Smoke the Jerk Turkey on the Grill
  1. Prepare your grill. Arrange coal briquettes with larger piles at both ends of the barrel to allow for the more intense heat to flank both ends of the turkey while the weaker heat is directly under the turkey. Place the wood chunks near the coal closest to the air source so that the air flow directs the smoky flavor across the turkey.
  2. Light the grill and wait for the coal to ash over and the fire to burn clean (when thick white smoke is no longer emanating from the chimney). The coal should be hot but there shouldn't be a raging fire.
  3. Place your meat thermometer in the thickest part of the turkey. For most larger birds, this will be the breast. Be sure to position the thermometer so it doesn't poke through to the other side or touch bone as this will give inaccurate readings.
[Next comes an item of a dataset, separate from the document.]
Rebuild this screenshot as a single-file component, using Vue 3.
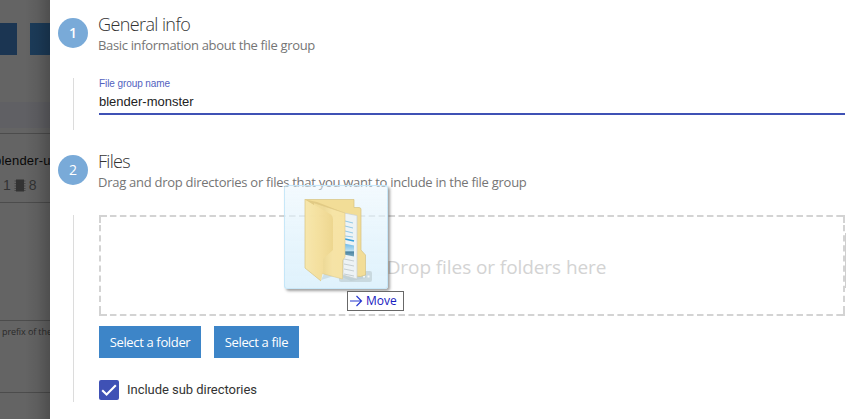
<script setup>
import { ref } from 'vue'

const groupName = ref('blender-monster')
const includeSub = ref(true)
</script>

<template>
  <div class="page">
    <aside class="backdrop">
      <div class="toolbar"><span class="tool first"></span><span class="tool"></span></div>
      <div class="band"></div>
      <div class="card-head">
        <div class="card-title">blender-u</div>
        <div class="card-meta">
          <span>1</span>
          <svg width="12" height="13" viewBox="0 0 12 13"><path class="pins" d="M.5 1.500h11v1H.5zM.5 4h11v1H.5zM.5 6.500h11v1H.5zM.5 9h11v1H.5zM.5 11h11v1H.5z" /><path d="M2 .5h8v12H2z" /></svg>
          <span>8</span>
        </div>
      </div>
      <div class="card-body"></div>
      <div class="card-hint">prefix of the</div>
      <div class="card-foot"></div>
    </aside>

    <main class="dialog">
      <section class="step general">
        <div class="badge">1</div>
        <header>
          <h2 class="t-general">General info</h2>
          <p class="s-general">Basic information about the file group</p>
        </header>
        <div class="rail"></div>
        <div class="field">
          <label>File group name</label>
          <div class="value">{{ groupName }}</div>
        </div>
      </section>

      <section class="step files">
        <div class="badge">2</div>
        <header>
          <h2 class="t-files">Files</h2>
          <p class="s-files">Drag and drop directories or files that you want to include in the file group</p>
        </header>
        <div class="rail"></div>
        <div class="content">
          <div class="dropzone">
            <svg class="outline" width="746" height="101" viewBox="0 0 746 101">
              <path d="M0 1H746M0 100H746" stroke-dasharray="6.5 3.45" stroke-dashoffset="-1" />
              <path d="M1 0V101M745 0V101" stroke-dasharray="6.2 3.9" />
              <path d="M0 1H8M1 0V8M738 1H746M745 0V8M0 100H8M1 93V101M738 100H746M745 93V101" />
            </svg>
            <span>Drop files or folders here</span>
          </div>
          <div class="actions">
            <button class="folder-btn"><span>Select a folder</span></button>
            <button class="file-btn"><span>Select a file</span></button>
          </div>
          <div class="check">
            <span class="box">
              <svg v-if="includeSub" width="20" height="20" viewBox="0 0 20 20"><path d="M3.2 10.2L7.6 14.6L16.8 5.3" /></svg>
            </span>
            <span class="check-label">Include sub directories</span>
          </div>
        </div>
      </section>
    </main>

    <div class="scroll"></div>

    <div class="drag">
      <svg width="102" height="102" viewBox="0 0 102 102">
        <defs>
          <linearGradient id="front" x1="0" x2="1">
            <stop offset="0" stop-color="#f3dd94" /><stop offset=".35" stop-color="#efd993" />
            <stop offset=".6" stop-color="#f7e3a2" /><stop offset="1" stop-color="#f8e3a0" />
          </linearGradient>
          <linearGradient id="side" x1="0" x2="1">
            <stop offset="0" stop-color="#f8e7a9" /><stop offset=".6" stop-color="#f4dd97" />
            <stop offset="1" stop-color="#eed58a" />
          </linearGradient>
          <linearGradient id="photo" x1="0" x2="0" y1="0" y2="1">
            <stop offset="0" stop-color="#68b8e9" /><stop offset=".55" stop-color="#b9dff1" />
            <stop offset=".65" stop-color="#477f9d" /><stop offset="1" stop-color="#6fa5bd" />
          </linearGradient>
        </defs>
        <path d="M36 94l16-5 14 6 15-3v-6H40z" fill="#a9bdc5" opacity=".4" />
        <rect x="54" y="85" width="33" height="11" rx="2" fill="#b7c6ca" opacity=".6" />
        <path d="M78 89.500h2v2h-2zM82.500 89.500h2v2h-2z" fill="#f4f8f8" />
        <path d="M20 13.500h49v8h5q2 0 2 2V64l4.500 5v20l-5 1.500-16-1z" fill="#f3dc92" stroke="#d6c07c" stroke-width=".7" />
        <path d="M59 27l13 2.500v63.500l-14-4z" fill="#eef3f5" stroke="#c5ced0" stroke-width=".7" />
        <path d="M60 35l8 2M60 40l8 2M60 45l8 2M60 50l8 1" stroke="#8ec7e5" />
        <path d="M60 53l9 2" stroke="#2d9cdb" stroke-width="1.500" />
        <path d="M59 57.500l10 2v11l-10-2z" fill="url(#photo)" />
        <path d="M59 73l10 2M59 78l10 2M59 83l10 2M59 88l10 2" stroke="#c4cdd0" />
        <path d="M28 16.500L60 27v44l-2.500 3.500V93L37 87.500z" fill="url(#front)" stroke="#ddc886" stroke-width=".6" />
        <path d="M20 13.500l26 15q2 2 2 5V64l-10 9v12l-2 10L20 82z" fill="url(#side)" />
        <path d="M20 13.500V82l16 13" fill="none" stroke="#d9c27a" stroke-width=".7" />
        <path d="M20 13.500l12 2.500 28 11-31-10 0 2z" fill="#e1c87e" />
      </svg>
    </div>
    <div class="tip">
      <svg width="14" height="12" viewBox="0 0 14 12"><path d="M1 6H12.500M7.500 1L12.500 6L7.500 11" /></svg>
      <span>Move</span>
    </div>
  </div>
</template>

<style>
body { overflow: hidden; background: #fff; }
</style>

<style scoped>
* { box-sizing: border-box; }
.page { position: relative; display: flex; width: 848px; height: 419px; overflow: hidden; background: #fff; font-family: "Open Sans", sans-serif; white-space: nowrap; }
.backdrop { position: relative; width: 50px; height: 419px; flex: none; overflow: hidden; background: #646464; font-family: "Liberation Sans", sans-serif; }
.backdrop::after { content: ""; position: absolute; inset: 0; background: linear-gradient(90deg, transparent 50%, rgba(0, 0, 0, .07) 75%, rgba(0, 0, 0, .22)); }
.toolbar { height: 102px; padding-top: 23px; display: flex; gap: 13px; }
.tool { width: 20px; height: 32px; background: #1c3c5a; }
.tool.first { width: 17px; background: #1b3552; }
.band { height: 26px; background: #606064; }
.card-head { height: 70px; margin-top: 5px; border-top: 1px solid #4c4c4c; border-bottom: 1px solid #4c4c4c; padding-top: 19px; }
.card-title { margin-left: -6px; font: 13px/16px "Liberation Sans", sans-serif; letter-spacing: .2px; color: #080808; }
.card-meta { display: flex; align-items: center; height: 16px; margin-top: 8px; padding-left: 3px; font-size: 14px; color: #333; }
.card-meta svg { margin: 0 3px; fill: #333; }
.pins { opacity: .6; }
.card-body { height: 118px; border-bottom: 1px solid #4c4c4c; }
.card-hint { height: 72px; padding: 5px 0 0 2px; border-bottom: 1px solid #4c4c4c; font: 9px/12px "Open Sans", sans-serif; letter-spacing: -.1px; color: #292929; }
.card-foot { height: 26px; }

.dialog { flex: none; width: 795px; padding-left: 8px; }
.step { display: grid; grid-template-columns: 30px 747px; column-gap: 10px; }
.general { height: 137px; grid-template-rows: 78px 52px; }
.files { height: 282px; grid-template-rows: 78px 187px; }
.badge { width: 30px; height: 30px; margin-top: 18px; border-radius: 50%; background: #79aad8; color: #fff; font-size: 14px; font-weight: 600; line-height: 30px; text-align: center; }
.files .badge { font-weight: 500; }
header { padding-top: 12px; }
h2 { margin: 0; font-size: 18px; line-height: 25px; font-weight: 300; color: #333; }
p { margin: 0; font-size: 13px; line-height: 17px; color: #757575; }
.t-general { letter-spacing: -.6px; }
.t-files { letter-spacing: -.7px; }
.s-general { letter-spacing: -.34px; }
.s-files { letter-spacing: -.27px; }
.rail { width: 1px; margin-left: 15px; background: #dcdcdc; }
.field { margin-left: 1px; height: 37px; border-bottom: 2px solid #3f51b5; font-family: "Liberation Sans", sans-serif; }
.field label { display: block; font-size: 10px; line-height: 12px; letter-spacing: -.08px; color: #5262c0; }
.value { margin-top: 4px; font-size: 13px; line-height: 16px; color: #222; }
.content { margin-left: 1px; }
.dropzone { position: relative; display: flex; justify-content: center; width: 746px; height: 101px; padding: 39px 0 0 49px; font-size: 19px; line-height: 26px; color: #d3d3d3; letter-spacing: -.08px; }
.outline { position: absolute; inset: 0; fill: none; stroke: #d3d3d3; stroke-width: 2; }
.actions { display: flex; gap: 13px; margin-top: 10px; }
button { height: 32px; padding: 0; border: 0; background: #3d85c8; color: #fff; font: 500 13px/32px "Open Sans", sans-serif; letter-spacing: -.35px; }
.folder-btn { width: 102px; }
.file-btn { width: 85px; }
.check { display: flex; align-items: center; gap: 8px; margin-top: 22px; height: 20px; }
.box { width: 20px; height: 20px; border-radius: 2px; background: #3f51b5; }
.box svg { display: block; fill: none; stroke: #fff; stroke-width: 2.100; }
.check-label { font: 13px/20px Roboto, sans-serif; letter-spacing: -.04px; color: #333; }
.scroll { width: 1px; height: 55px; margin-top: 233px; background: #cfcfcf; }
.drag { position: absolute; left: 284px; top: 185px; width: 104px; height: 104px; border: 1px solid rgba(190, 228, 247, .8); border-radius: 3px; background: linear-gradient(rgba(232, 245, 253, .5), rgba(226, 243, 252, .72) 40%, rgba(221, 241, 252, .94)); box-shadow: 2px 2px 3px rgba(0, 0, 0, .38); }
.drag svg { display: block; opacity: .95; }
.tip { position: absolute; left: 347px; top: 291px; display: flex; align-items: center; width: 57px; height: 20px; padding-left: 1px; gap: 3px; border: 1px solid #686868; background: #fff; color: #1720c0; font-size: 12px; line-height: 18px; }
.tip svg { fill: none; stroke: #2638d0; stroke-width: 1.200; }
</style>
  4. Place the turkey on the grill in the same apparatus it marinated in (on a rack on a baking tray or roasting pan). The turkey should be in the center of the grill, with the more intense heat flanking each end.
  5. Close the barrel and allow the turkey to smoke undisturbed for an hour. Allow the vents to be at least a half open so the fire has enough air to keep it going. Once the hour has elapsed, remove the turkey and transfer is to an oven preheated to 325 °F. It is important to immediately transfer the jerk turkey from the grill to the oven as this minimizes the turkey's time in the danger zone, maintaining food safety guidelines.
  6. Allow the jerk turkey to roast in the oven until it reaches an internal temperature of 160°F. The turkey will continue to cook once removed from the oven and will reach the recommended safe temperature of 165°F within a few minutes of being removed from the oven. Removing it at 160°F ensures that the meat doesn't dry out and overcook.
  7. Let the turkey rest for at least 30 minutes before removing the meat thermometer or carving to avoid the juices running out from the turkey, leaving the meat dry.

Notes

My suggested timeline:
  • Brine the turkey 48 hours before cooking (Tuesday evening after 6pm if cooking for US Thanksgiving).
  • Remove turkey from brine 12-24 hours before cooking & apply jerk rub (Wednesday evening if cooking for US Thanksgiving)
  • Get the turkey on the grill at least 4 hours before you want to serve it. Keep in mind, this turkey is finished in the oven at 325°F.